Sunday night. Everybody’s at the wedding now so I have a quiet few hours to myself at the house and I am luxuriating in them. After five days of vacation I am starting to feel that I am ready to go back home, but I’m not sure what exactly is behind this desire. I definitely don’t miss work and I’m not homesick. I think I am a little antsy to do something other than just walk and lounge around, maybe, and be in control of my life a little more (when to eat, where to go, what to do, who to see). Writing has helped keep me sane; it exercises my brain and gives me a good outlet for my restlessness.
Earlier today my cousin and aunt came by to visit Carmel with us, which was … okay. Carmel is cute and all and there are some little alleyways to explore but there’s not nearly as much to see or do as I’d hoped. What does exist is too expensive and feels too contrived, too manicured. The beach is nice — the sand smooth and water cold and clear.
The stores were underwhelming to begin with; with my cousin in tow and the secondhand embarrassment he brings, I barely browsed at all. I survived the five hours with him by picking my battles and conserving my energy. My go-to strategies are pretending I don’t hear him, walking far ahead or behind (best used with the first strategy), and answering his questions with a shrug or “I don’t know”. I promise I try my best; he just goes through my already small supply of patience with dynamite. Once he gets an idea in his head he’s a dog with a bone — he won’t stop talking about it until he gets what he wants. Around noon he got it in his head that he wanted lunch when no one else was hungry. After we acquiesced to going where he wanted to go he complained that we weren’t walking quickly enough to the restaurant for his liking. Then he had the audacity — after pouting to get his way and not bothering to ask anyone else what they wanted — to ask why nobody else was eating or enjoying themselves. He also ordered the most expensive thing on the menu, ate only half of it, and then told his mom to let someone else (i.e., my parents) pay.

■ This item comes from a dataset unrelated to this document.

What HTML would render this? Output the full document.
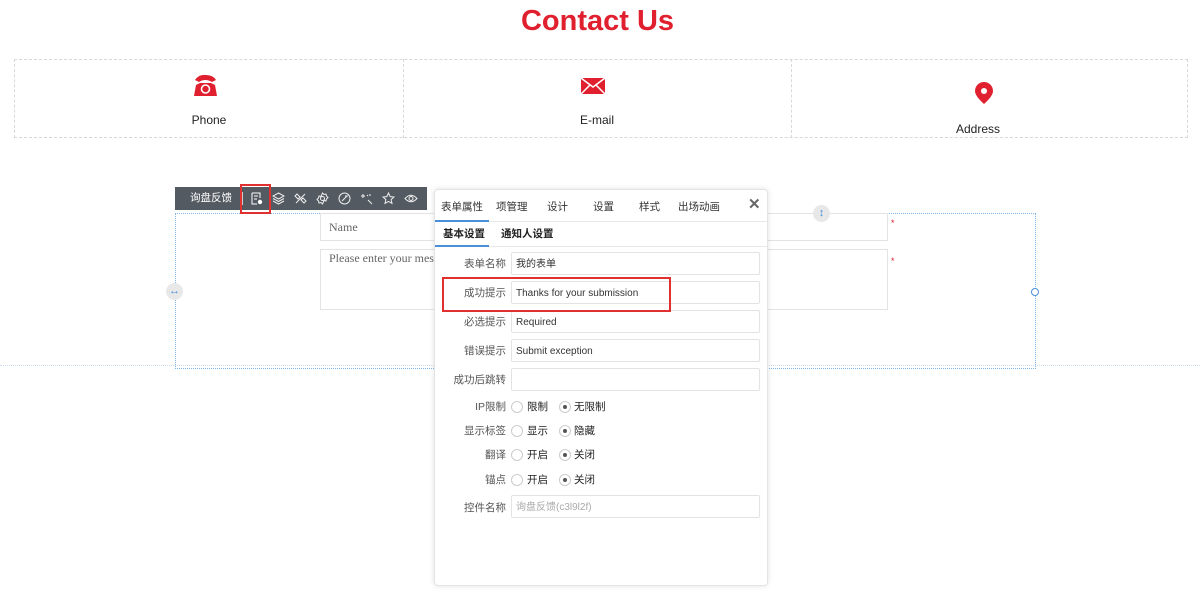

When he whined, “could you guys go any slower?” for the third time, Mom slowed down to fall in step with me, put her arm around my shoulder, and whispered, thank god you didn’t turn out like this. I would have laughed if I weren’t in stunned silence over his lack of manners and self-awareness. If he were my little brother the two of us probably would have murdered him a long time ago.
Now seems like a good time to share these topical postcards I picked up this week.
If anything, spending time with my cousin has made me realize how much I like everyone else in my life and how grateful I am that they have been raised right.
This is a friend I’ve made here that I am loath to leave. He comes by multiple times a day and stares at me through the sliding glass doors until I go outside. We sit together in the sun and he purrs up a storm while I scratch behind his ears. So much cat hair ends up on me (my sleeves, my pants, even my face and collar when he climbs on top of me) when the wind blows I shed too. A cat taking a liking to you is the best feeling in the world, even if it is a friendly one to begin with.